The second episode is also cool, we finally get to see the protagonists of the series, and the main villain, and the supporting cast. And they fight, and we find out they used to be friends.

Thus we get to what is the bulk of the series, when we see the characters’ past. Blah blah blah, we loved one another, you were like my big sister, you were like my younger sister, we had to fight monsters together. And perhaps if I came to the series from the manga, already caring for the characters, I’d have loved it. Perhaps if the first episode wasn’t so great (the second was also very good, but compared to the first, it was nothing), I wouldn’t have minded.

These are. The protagonists, that is.

These are. The protagonists, that is.

But the first episode was that great. And I did not care for the characters prior to this anime series, and so I didn’t finish watching the series.
I’ve heard there’s a great paraplegetic fight around the tenth episode, but I didn’t get there.

It’s especially vexing, but I suspect also successful in one regard though, you really want to know about some of the villains, the monsters, butterfly-boy. But for that you’ll probably have to read the manga, so I guess the anime series also was created to draw more readers to the manga.

The art in the series is on the very high end. Character design and technique is very sharp, buildings look good, nature is especially lush and vivid. The monsters look a bit too CGI for me, but I think that may be on purpose.
Kagura, the younger character is especially cute.

The opening song is the same as the ending song, except when it’s played at the end of an episode there’s no art. The art is of good quality, the song has a nice up-beat tempo, and shows you some of the background story which is what most of this anime is (which then leads to the first Yomi-arc of the manga). But, the words matter here, they kinda have in them what this is all about, about betrayal.
Sadly, the YouTube video is like in most cases, lacking translation of the lyrics.

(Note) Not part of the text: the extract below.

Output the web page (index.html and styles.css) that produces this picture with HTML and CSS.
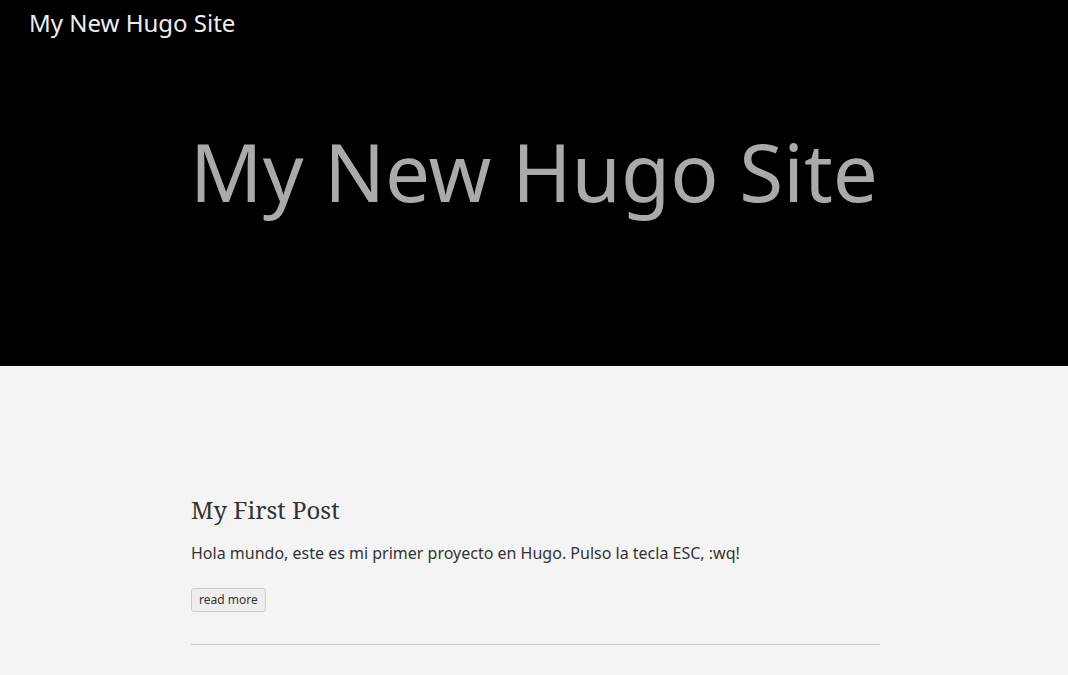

The lyrics matter, somewhat.

You know, if the series was actually about the awesome characters in the first episode, I think I’d have liked it more.

Score: First episode: 10/10. Second episode: 8/10. Onward: 6/10? It was ok, but nothing special, and not what I really set out to watch, in the context, maybe even 5/10.
Feel free to watch just the first episode, or the first two, and treat it like an open-ended OVA. Well, the first episode resolves itself, more or less.